Camille Norment (born 1970) is an Oslo-based multimedia artist who works with sound, installation, sculpture, drawing, performance, and video. Norment also works as a musician and composer. She performs with Vegar Vårdal and Håvard Skaset in the Camille Norment Trio.

== Education and career ==
Camille Norment was born in Silver Spring, Maryland in 1970. She studied interactive technologies at New York University and literary science and history of art at the University of Michigan. In the late 1990s, Norment worked at Interval Research, a research and development technology laboratory co-founded by Paul Allen and David Liddle. There, she worked on haptically manipulating media, among other projects.

In 2015, the Office for Contemporary Art Norway (OCA) selected her to represent Norway in the Nordic Pavilion at the Venice Biennale, where she presented her work "Rapture".

Additionally, Norment has completed several commissioned works to public spaces, amongst others the sound installation "Within the Toll" (2011) for Henie Onstad Kunstsenter and her 2008 work "Triplight", which in 2013 was featured at the entrance of the MoMA exhibition "Soundings: A Contemporary Score."

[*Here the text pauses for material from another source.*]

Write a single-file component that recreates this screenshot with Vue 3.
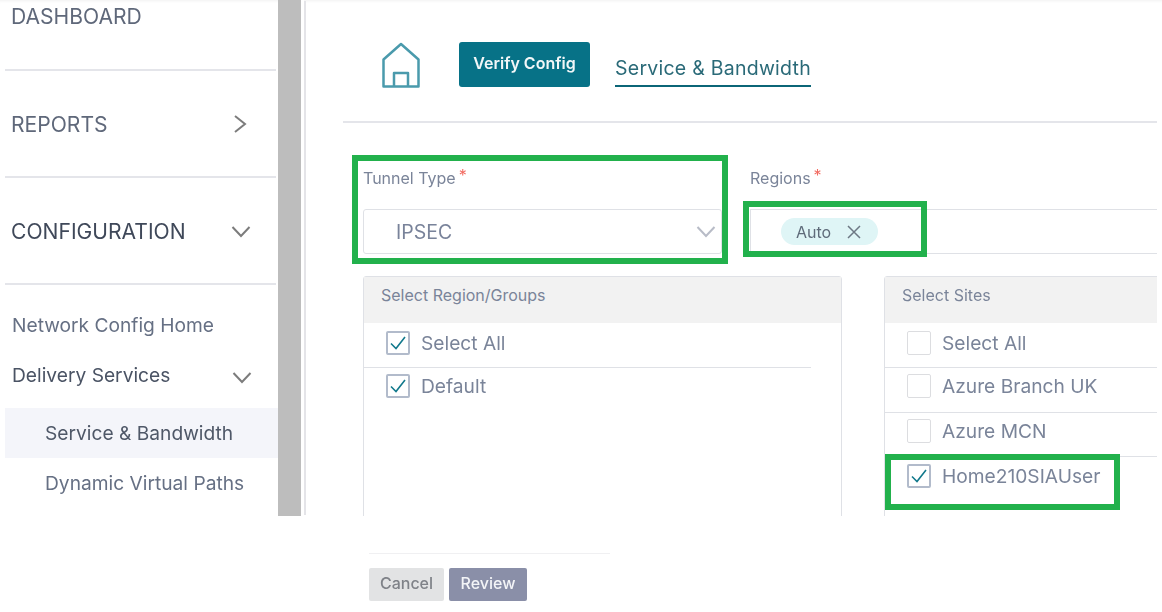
<script setup>
const regions = [{ name: 'Select All', on: true }, { name: 'Default', on: true }]
const sites = [
  { name: 'Select All', on: false },
  { name: 'Azure Branch UK', on: false },
  { name: 'Azure MCN', on: false },
  { name: 'Home210SIAUser', on: true },
]
</script>

<template>
  <div class="shot">
    <div class="top">
      <aside class="side">
        <div class="nav-main">
          <div class="nav-row nav-row--first">DASHBOARD</div>
          <div class="nav-row">
            <span>REPORTS</span>
            <svg class="chev-right" width="14" height="20" viewBox="0 0 14 20"><path d="M2 2l10 8-10 8" /></svg>
          </div>
          <div class="nav-row nav-row--dark">
            <span>CONFIGURATION</span>
            <svg class="chev-down" width="20" height="13" viewBox="0 0 20 13"><path d="M1.500 2l8.500 9 8.500-9" /></svg>
          </div>
        </div>
        <div class="sub">
          <div class="sub-row">Network Config Home</div>
          <div class="sub-row sub-row--dark">
            <span>Delivery Services</span>
            <svg class="chev-down" width="20" height="13" viewBox="0 0 20 13"><path d="M1.500 2l8.500 9 8.500-9" /></svg>
          </div>
          <div class="sub-row sub-row--child sub-row--active">Service &amp; Bandwidth</div>
          <div class="sub-row sub-row--child">Dynamic Virtual Paths</div>
        </div>
      </aside>
      <div class="scroll"></div>

      <main class="main">
        <header class="head">
          <svg class="home" width="38" height="46" viewBox="0 0 38 46">
            <path d="M1.500 17.500L19 2l17.500 15.500v27H1.500z" />
            <path d="M12 44V31h14v13" />
          </svg>
          <button class="verify">Verify Config</button>
          <div class="tab">Service &amp; Bandwidth</div>
        </header>

        <div class="fields">
          <div class="field">
            <div class="label">Tunnel Type<i>*</i></div>
            <div class="select">
              <span>IPSEC</span>
              <svg width="20" height="13" viewBox="0 0 20 13"><path d="M1.500 2l8.500 9 8.500-9" /></svg>
            </div>
          </div>
          <div class="field field--grow">
            <div class="label">Regions<i>*</i></div>
            <div class="tags">
              <span class="chip">
                Auto
                <svg width="14" height="14" viewBox="0 0 14 14"><path d="M1 1l12 12M13 1L1 13" /></svg>
              </span>
            </div>
          </div>
        </div>

        <div class="panels">
          <section class="panel panel--regions">
            <div class="panel-head">Select Region/Groups</div>
            <div v-for="r in regions" :key="r.name" class="row">
              <span class="box" :class="{ 'box--on': r.on }">
                <svg v-if="r.on" width="18" height="16" viewBox="0 0 18 16"><path d="M2 8.500l5 5L16 2" /></svg>
              </span>
              {{ r.name }}
            </div>
          </section>
          <section class="panel panel--sites">
            <div class="panel-head">Select Sites</div>
            <div v-for="s in sites" :key="s.name" class="row">
              <span class="box" :class="{ 'box--on': s.on }">
                <svg v-if="s.on" width="18" height="16" viewBox="0 0 18 16"><path d="M2 8.500l5 5L16 2" /></svg>
              </span>
              {{ s.name }}
            </div>
          </section>
        </div>
      </main>
    </div>

    <footer class="foot">
      <div class="actions">
        <button class="btn btn--cancel">Cancel</button>
        <button class="btn btn--review">Review</button>
      </div>
    </footer>

    <!-- green annotation boxes drawn on top of the screenshot -->
    <div class="mark mark--type"></div>
    <div class="mark mark--regions"></div>
    <div class="mark mark--site"></div>
  </div>
</template>

<style>
html, body {
  margin: 0;
  background: #fff;
}
</style>

<style scoped>
.shot {
  position: relative;
  width: 1162px;
  height: 612px;
  overflow: hidden;
  background: #fff;
  font-family: Inter, "Open Sans", sans-serif;
  color: #7a8499;
}

.top {
  display: flex;
  height: 516px;
  overflow: hidden;
  box-shadow: inset 0 3px 3px -2px rgba(0, 0, 0, 0.06);
  filter: blur(0.3px);
}

.side {
  width: 273px;
  flex: none;
  padding-left: 5px;
}

.nav-main {
  margin-right: 2px;
}

.nav-row {
  display: flex;
  justify-content: space-between;
  align-items: center;
  box-sizing: border-box;
  height: 107px;
  padding: 1px 25px 0 6px;
  border-bottom: 2px solid #e4e5ea;
  font-size: 21.100px;
  color: #5f687a;
}

.nav-row--first {
  height: 71px;
  align-items: flex-start;
  padding-top: 4px;
}

.nav-row--dark {
  color: #3f4859;
}

.chev-right path,
.chev-down path {
  fill: none;
  stroke: #7c7c7c;
  stroke-width: 2;
}

.chev-right {
  margin-right: 4px;
}

.sub {
  padding-top: 15px;
}

.sub-row {
  display: flex;
  justify-content: space-between;
  align-items: center;
  height: 50px;
  padding: 0 26px 0 7px;
  font-size: 19.200px;
  color: #667084;
}

.sub-row--dark {
  color: #4a5364;
  margin-bottom: 8px;
}

.sub-row--dark svg {
  margin-top: 4px;
}

.sub-row--child {
  padding-left: 40px;
}

.sub-row--active {
  background: #f4f5fa;
  color: #4f5868;
}

.scroll {
  width: 23px;
  flex: none;
  background: #bdbdbd;
  border-right: 3px solid #fff;
  box-shadow: 3px 0 0 -1px #e4e4e8;
}

.main {
  flex: 1;
  min-width: 0;
  margin-right: 5px;
  overflow: hidden;
}

.head {
  display: flex;
  align-items: flex-start;
  box-sizing: border-box;
  height: 123px;
  margin-left: 39px;
  padding: 42px 0 0 39px;
  border-bottom: 2px solid #e4e5ea;
}

.home {
  flex: none;
}

.home path {
  fill: none;
  stroke: #4a9aac;
  stroke-width: 2.500;
  stroke-linejoin: round;
}

.verify {
  width: 131px;
  height: 45px;
  margin-left: 39px;
  padding: 0 0 3px;
  border: 0;
  border-radius: 3px;
  background: #077287;
  color: #f2f7f8;
  font: 600 16px Inter, sans-serif;
}

.tab {
  margin: 10px 0 0 25px;
  height: 33px;
  line-height: 32px;
  border-bottom: 2px solid #0b6577;
  font-size: 19.500px;
  letter-spacing: 0.25px;
  color: #2a6a78;
  white-space: nowrap;
}

.fields {
  display: flex;
  gap: 28px;
  padding: 45px 0 0 59px;
}

.field {
  width: 359px;
  flex: none;
}

.field--grow {
  width: 500px;
}

.label {
  height: 20px;
  line-height: 20px;
  margin-bottom: 21px;
  font-size: 16px;
  color: #7a8499;
}

.label i {
  position: relative;
  top: -3px;
  margin-left: 3px;
  font-style: normal;
  color: #f26a60;
}

.select {
  display: flex;
  justify-content: space-between;
  align-items: center;
  box-sizing: border-box;
  height: 45px;
  padding: 0 5px 0 32px;
  border: 1px solid #dfe1e6;
  border-radius: 3px;
  font-size: 19.500px;
  color: #79839a;
}

.select path {
  fill: none;
  stroke: #b8bcc7;
  stroke-width: 2;
}

.tags {
  display: flex;
  align-items: center;
  box-sizing: border-box;
  height: 45px;
  padding-left: 30px;
  border: 1px solid #dfe1e6;
  border-right: 0;
}

.chip {
  display: flex;
  align-items: center;
  gap: 16px;
  box-sizing: border-box;
  width: 97px;
  height: 27px;
  padding-left: 15px;
  border-radius: 14px;
  background: #dff5f6;
  font-size: 16px;
  color: #5f6b7a;
}

.chip path {
  stroke: #6d7884;
  stroke-width: 1.5;
}

.panels {
  display: flex;
  gap: 42px;
  margin: 22px 0 0 59px;
}

.panel {
  box-sizing: border-box;
  flex: none;
  height: 260px;
  border: 1px solid #dfe1e6;
  border-radius: 3px 3px 0 0;
}

.panel--regions {
  width: 479px;
}

.panel--sites {
  width: 400px;
}

.panel-head {
  box-sizing: border-box;
  height: 46px;
  padding: 8px 17px;
  background: #f2f2f2;
  font-size: 16px;
  line-height: 20px;
  color: #7a8499;
}

.row {
  display: flex;
  align-items: flex-start;
  gap: 11px;
  box-sizing: border-box;
  height: 44.500px;
  padding: 5.500px 0 0 22px;
  border-bottom: 1px solid #dfe1e6;
  font-size: 19.200px;
  line-height: 24px;
  color: #7a8499;
}

.row:nth-child(2) {
  height: 45px;
  padding-top: 8px;
}

.row:nth-child(4),
.row:nth-child(5) {
  padding-top: 6.500px;
}

.row:last-child {
  border-bottom: 0;
}

.panel--regions .row {
  margin-right: 30px;
}

.box {
  display: flex;
  align-items: center;
  justify-content: center;
  box-sizing: border-box;
  width: 24px;
  height: 24px;
  flex: none;
  border: 1px solid #dcdde0;
  border-radius: 2px;
}

.box--on {
  border: 2px solid #b2bbcb;
}

.box path {
  fill: none;
  stroke: #12798c;
  stroke-width: 1.6;
}

.foot {
  padding: 37px 0 0 369px;
  filter: blur(0.3px);
}

.actions {
  display: flex;
  gap: 5px;
  width: 241px;
  padding-top: 14px;
  border-top: 1px solid #f0f0f2;
}

.btn {
  height: 33px;
  padding: 0 0 3px;
  border: 0;
  border-radius: 2px;
  font: 500 16px Inter, sans-serif;
}

.btn--cancel {
  width: 75px;
  background: #e2e3e4;
  color: #7f8288;
}

.btn--review {
  width: 78px;
  background: #8a8fa8;
  color: #f3f4f7;
}

.mark {
  position: absolute;
  box-sizing: border-box;
  border: 6px solid #22b14c;
}

.mark--type {
  left: 352px;
  top: 155px;
  width: 376px;
  height: 109px;
}

.mark--regions {
  left: 743px;
  top: 201px;
  width: 184px;
  height: 56px;
}

.mark--site {
  left: 885px;
  top: 454px;
  width: 235px;
  height: 56px;
}
</style>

In 2017 Camille Norment presented a solo exhibition at Oslo Kunstforening. This constituted her first solo presentation in Norway.

== Public art ==
- "Dead Room," 2000, The Project, New York.
- "Light Like Air," 2007, Vøyenenga Middle School Technical Center, Vøyenenga, Norway
- "The Moss Project," 2007, Moss, Norway
- "Trip Light," 2009, September Gallery, Berlin, Germany
- "Crystallin," 2010
- "Within the Toll," 2011, Henie Onstad Kunstsenter
- "Rhythm Wars - Interval," 2016, Løren train station, Oslo, Norway
- "Pulse - Formations," 2018, Thailand Biennial

== Musical work ==
Within the Camille Norment Trio, Norment notably plays the glass armonica, electric guitar, and the Hardanger fiddle. Her own armonica is composed of 24 glass bowls ranging two octaves. Norment has described the sound of the armonica as "...extremely visceral. It's a very pure crystalline sound."